Eğitim hakkı yoktu, boşanma, velayet, miras hakkı yoktu. Seçme ve seçilme hakkı yoktu.
Okur yazar sayısı yok denilecek kadar azdı. İstanbul’ da bir yılda yazılan kitap, Avrupa’ da bir gün de yazılıyordu. Gazete deseniz sadece İstanbul ve İzmir’ de vardı. Bu topraklara kitap gelene kadar Avrupa’ da iki buçuk milyon farklı kitap basılmış beş milyar adet satılmıştı.
Tek üniversite vardı ve medreselerde türkçe yasaktı.
Mustafa Kemal, kendi el yazısıyla Cumhuriyet’ in ilk gününde Cumhuriyet’ in ilk Başbakanı olan İsmet İNÖNÜ’ ye bir mektup yazdı.
Mektupta şöyle yazıyordu:
” Bize geri borçlu, hastalıklı bir vatan miras kaldı. Yoksul ve esir ülkelere örnek olacağız, kaderin bizim kuşağımıza yüklediği bir görev bu, özgür bir toplum oluşturmak, çağdaşlaşmak, bu ideli gerçekleştirmek zorundayız, bu görevin ağırlığını ve onurunu seninle paylaşmak istedim, Allah yardımcımız olsun.”

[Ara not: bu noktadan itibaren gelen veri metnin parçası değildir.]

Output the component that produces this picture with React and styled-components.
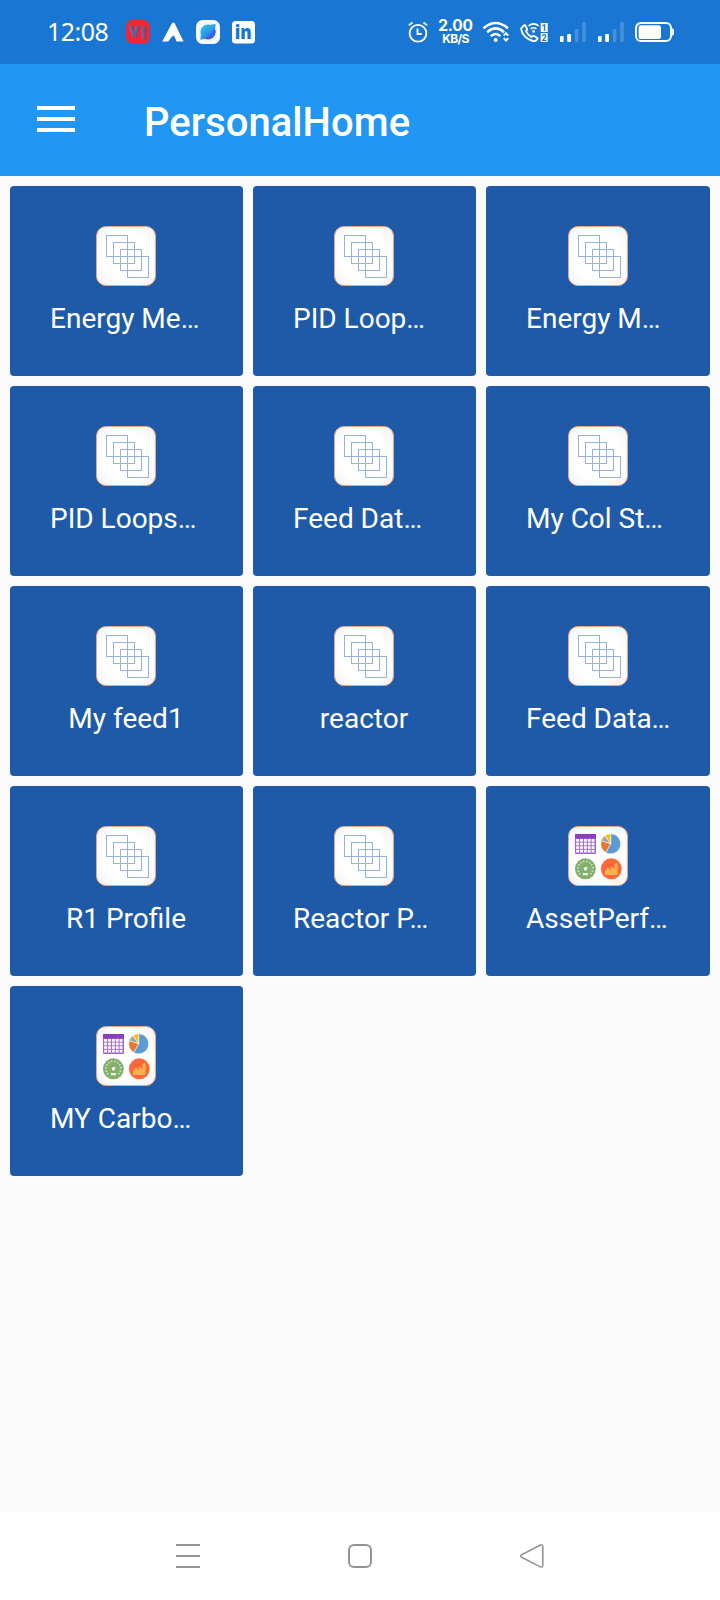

Bu milletin yok edilebileceğini fakat asla tutsak yaşatılamayacağını bilmeleri gerekenler, bu büyük devletin küllerinden tekrar bir devlet çıkacağını hesap edememişlerdi. Nitekim Mondros Mütarekesine rağmen Kazım Karabekir Paşa silahlarını teslim etmediği gibi, Mustafa Kemal Paşa ise bilindiği üzere 19 Mayıs 1919’da çıktığı Samsun’dan Amasya’ya geçerek 22 Haziranda Amasya Genelgesini yayınlamıştır. 23 Temmuzda Erzurum, 4 Eylül Sivas Kongrelerini toplayarak milleti ve Anadolu’yu örgütledikten sonra 27 Aralık 1919’da Ankara’ya geçerek T.B.M.M.’yi Ankara’da toplamış ve 23 Nisan 1920’de yeni bir Devlet kurulmuştu. Bu yeni Devlet kurulduğunda Serv’i bahane eden Avrupalılar, Yunanlıları ikna ederek Anadolu’nun batısının Yunanlılar tarafından işgalini, güneyinin İngilizler ve Fransızlar, Doğu Anadolu’nun ise Ermeniler tarafından işgalini sağlamışlardı. Bu şartlar altında savaşı yürüten T.B.M.M. Batı Cephesinde 1. Ve 2. İnönü, Eskişehir ve Kütahya, Sakarya ve Büyük Taarruz Muharebeleri sonucunda Yunanlıları yurttan atmış, Antep, Maraş ve Urfa gibi şehirlerimiz ise İngiliz ve Fransızlardan temizlenmiştir. Ermeniler ise Kazım Karabekir Paşa tarafından Gümrü’ye kadar sürülmüş, Gümrü alınmış ve Gümrü’de Ermenilerin bir daha Doğu Anadolu’da hiçbir hak iddiasında bulunamayacakları taahhüdü ile Gümrü Anlaşması imzalanmıştır. Bu savaşlarda topyekûn bir millet olarak beraberce mücadele edilmiştir.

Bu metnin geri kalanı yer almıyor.